Parameter \(r_{med}\) is the median of the rating scale and \({I_{ou_x}}\) and \({I_{ou_y}}\) are a set of items rated by \(ou_x\) and \(ou_y\), respectively.

3.3 MCF: novel similarity measure for memory-based CF in sparse dataset

The proposed novel similarity measure MCF uses the benefits of MC and local similarity. MCF considers the ratings on common items and the numerical rating information made by a pair of users, which maximizes the accuracy of the proposed similarity measure. The \(I_{ou_x} \cap I_{ou_y}=\phi \) reveals that there are no co-rated items between users \(ou_x\) and \(ou_y\). MCF similarity measure between users \(ou_x\) and \(ou_y\) is a function of MC similarity between a pair of items and local similarity between ratings on the pair of items of the corresponding users. The function of the MCF measure is shown in Eq. (6):

$$\begin{aligned}&sim(r_{ou_x},r_{ou_y})^{MCF} \\&\quad =\sum \limits _{i_u\in I_{ou_x}} \sum \limits _{i_v\in I_{ou_y}} sim(i_u,i_v)^{MC} \times LOC(r_{ou_x,i_u},r_{ou_y,i_v}). \end{aligned}$$
(6)

The first parameter \(sim(i_u,i_v)^{MC}\) considers global rating information between a pair of items. MC similarity value can be measured between a pair of items even when there is no common rated user among them. However, MC measure does not consider the actual rating information. The second parameter \(LOC(r_{ou_x,i_u},r_{ou_y,i_v})\) invalidates the shortcoming of MC by considering all rating information of items \(i_u\) and \(i_v\). The proposed MCF measure is used in two situations. The first is when the global similarity value between items \(i_u\) and \(i_v\) is closer to 0; in this case, \(sim(i_u,i_v)^{MC}\) decreases local similarity value between ratings of the corresponding users on the pair of items. In the second situation, if the global similarity value \(sim(i_u,i_v)^{MC}\) between items is nearer to 1, the MCF increases preference for the local similarity value.

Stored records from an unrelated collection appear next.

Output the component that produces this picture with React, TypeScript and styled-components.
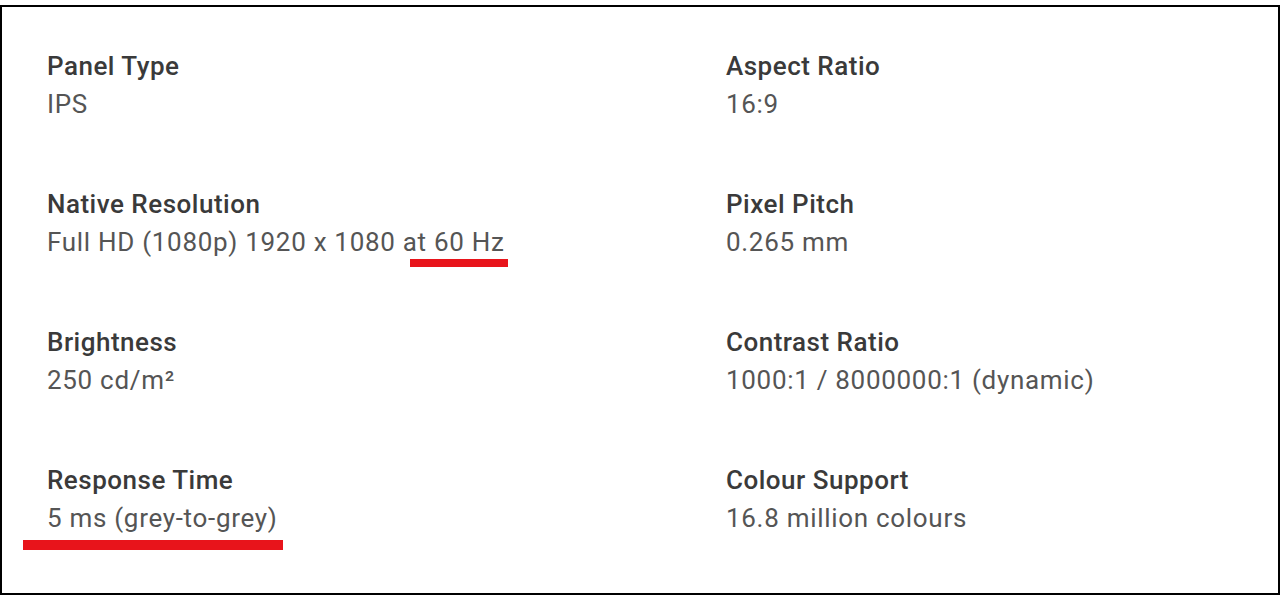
import * as React from 'react';
import styled, { createGlobalStyle } from 'styled-components';

interface ISpec {
  label: string;
  value: React.ReactNode;
}

const GlobalStyle = createGlobalStyle`
  html, body {
    margin: 0;
    padding: 0;
    background: #fff;
  }
  body {
    font-family: Roboto, "Liberation Sans", sans-serif;
  }
`;

const Frame = styled.div`
  margin-top: 5px;
  width: 1280px;
  height: 590px;
  box-sizing: border-box;
  border: 2px solid #000;
  background: #fff;
  padding: 40px 0 0 45px;
`;

const SpecGrid = styled.div`
  display: grid;
  grid-template-columns: 679px 1fr;
  row-gap: 62px;
`;

const SpecItem = styled.div`
  display: flex;
  flex-direction: column;
`;

const SpecLabel = styled.div`
  font-size: 26px;
  line-height: 38px;
  font-weight: 500;
  color: #3a3a3a;
  letter-spacing: 0.5px;
`;

const SpecValue = styled.div`
  font-size: 26px;
  line-height: 38px;
  color: #555;
  letter-spacing: 0.7px;
`;

// red hand-drawn highlight bars laid over the text
const Marked = styled.span<{ $variant: 'short' | 'long' }>`
  position: relative;
  &::after {
    content: '';
    position: absolute;
    background: #e8141b;
    left: ${(p) => (p.$variant === 'short' ? '7px' : '-24px')};
    right: ${(p) => (p.$variant === 'short' ? '-3px' : '-5px')};
    top: ${(p) => (p.$variant === 'short' ? '32px' : '37px')};
    height: ${(p) => (p.$variant === 'short' ? '8px' : '10px')};
  }
`;

const specs: ISpec[] = [
  { label: 'Panel Type', value: 'IPS' },
  { label: 'Aspect Ratio', value: '16:9' },
  {
    label: 'Native Resolution',
    value: (
      <>
        Full HD (1080p) 1920 x 1080 <Marked $variant="short">at 60 Hz</Marked>
      </>
    ),
  },
  { label: 'Pixel Pitch', value: '0.265 mm' },
  { label: 'Brightness', value: '250 cd/m²' },
  { label: 'Contrast Ratio', value: '1000:1 / 8000000:1 (dynamic)' },
  {
    label: 'Response Time',
    value: <Marked $variant="long">5 ms (grey-to-grey)</Marked>,
  },
  { label: 'Colour Support', value: '16.8 million colours' },
];

export default function App() {
  return (
    <>
      <GlobalStyle />
      <Frame>
        <SpecGrid>
          {specs.map((s) => (
            <SpecItem key={s.label}>
              <SpecLabel>{s.label}</SpecLabel>
              <SpecValue>{s.value}</SpecValue>
            </SpecItem>
          ))}
        </SpecGrid>
      </Frame>
    </>
  );
}
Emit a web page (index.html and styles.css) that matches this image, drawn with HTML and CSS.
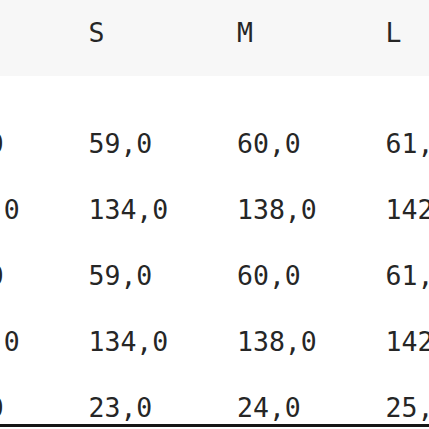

In two cases, \(sim(i_u,i_v)^{MC}=1\) and \(sim(i_u,i_v)^{MC}=0\), MCF fails to give importance to the actual rating of items (i.e.,) \(LOC_{cor}\) and \(LOC_{med}\). To avoid this drawback and to use absolute rating values, the proposed MCF measure is combined with the similarity measure JMSD. JMSD considers the absolute rating information of users and the proportion of common ratings. That is, JMSD utilizes local and global rating information to some degree. Hence, the proposed MCF measure is re-defined and shown in Eq. (7):

$$\begin{aligned}&sim(r_{ou_x,i},r_{ou_y,i})^{MCF}=sim(r_{ou_x},r_{ou_y})^{JMSD} \\&\quad + \sum \limits _{i_u\in I_{ou_x}} \ \ \sum \limits _{i_v\in I_{ou_y}} sim(i_u,i_v)^{MC} \times LOC(r_{ou_x,i_u},r_{ou_y,i_v}) \end{aligned}$$
(7)

3.4 Contribution of the proposed similarity measure

This section discusses the significance of the proposed MCF similarity measure over existing measures.

  • Parameters that find similarity in conventional measures consider only actual rating information of co-rated items and do not consider the values of no co-rated items. Since the Bhattacharyya measure considers similarity among a pair of no co-rated items, it neglects no co-rated items when similarity value among them is minimum. Thus, this measure fails to consider all no co-rated items’ values.

  • In a sparse dataset, rating values by individual users are minimum and finding co-rated items is inadequate. Hence, the proposed MCF measure deals with a few or no co-rated items. It uses local and global rating information of users.

  • Local rating information obtained using \(LOC_{cor}\) and \(LOC_{med}\) similarity measures, which calculates similarity among absolute ratings of corresponding users on a pair of items.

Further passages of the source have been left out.